Les exigences du nouveau régime, qui sont alignées sur celles de l’EUIPO, sont donc beaucoup plus lourdes.
Elles doivent donc conduire à invoquer avec beaucoup de circonspection des marques soumises à obligation dans une opposition (marques enregistrées depuis plus de cinq ans).
Il convient de noter que l’opposant ne pourra compléter les pièces déjà fournies que si le déposant a présenté des observations en réponse aux preuves d’usage ou aux premières observations de l’opposant. En effet, à défaut de réponse, la phase d’instruction aura pris fin et l’opposant ne pourra plus compléter les premières preuves fournies.
En outre, la nature du recours contre les décisions statuant sur des oppositions n’a pas été modifiée : ces recours restent des recours en annulation et non en reformation. Le requérant ne peut ainsi ni invoquer de nouveaux moyens, ni présenter de nouvelles preuves d’usage. Le débat sur l’usage de la marque antérieure sera donc figé sur les pièces fournies pendant la procédure.
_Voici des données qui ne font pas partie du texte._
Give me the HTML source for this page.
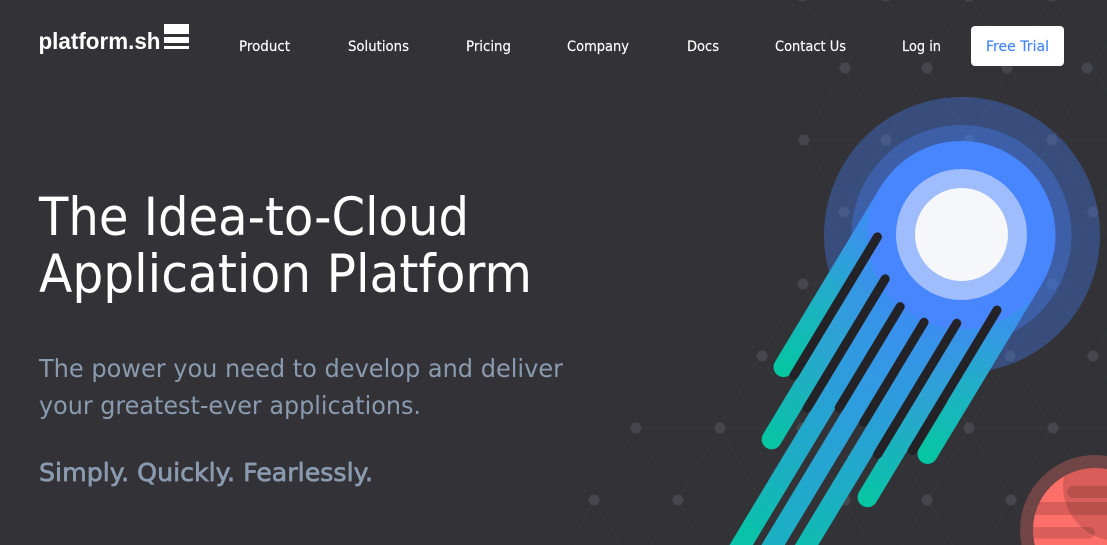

Il sera donc sans doute préférable de profiter de la possibilité offerte d’invoquer plusieurs droits antérieurs, de natures différentes (marques, dénominations sociales, noms de domaines) pour invoquer un droit dont il ne sera pas nécessaire de prouver l’usage.
IV. Entrée en vigueur
La nouvelle procédure d’opposition en droit de marque ne concerne que les marques déposées à compter du lendemain de l’entrée en vigueur de l’ordonnance de transposition de la Directive le 11 décembre 2019.
En d’autres termes, toutes les marques déposées au plus tard le 10 décembre 2019 sont soumises à l’ancienne procédure, toutes celles déposées à compter du 11 décembre 2019 sont soumises à la nouvelle procédure.
En définitive, la modification de la procédure d’opposition en France va permettre un accroissement significatif des possibilités d’action contre les demandes d’enregistrement de marques nouvellement déposées.
Le nouveau régime des preuves d’usage peut rendre dangereux le fait d’invoquer des marques soumises à obligation d’usage. Il faudra tirer parti des nouvelles dispositions sur l’extension des droits invocables et la possibilité d’invoquer plusieurs droits pour sélectionner au mieux les droits invoqués dans la procédure.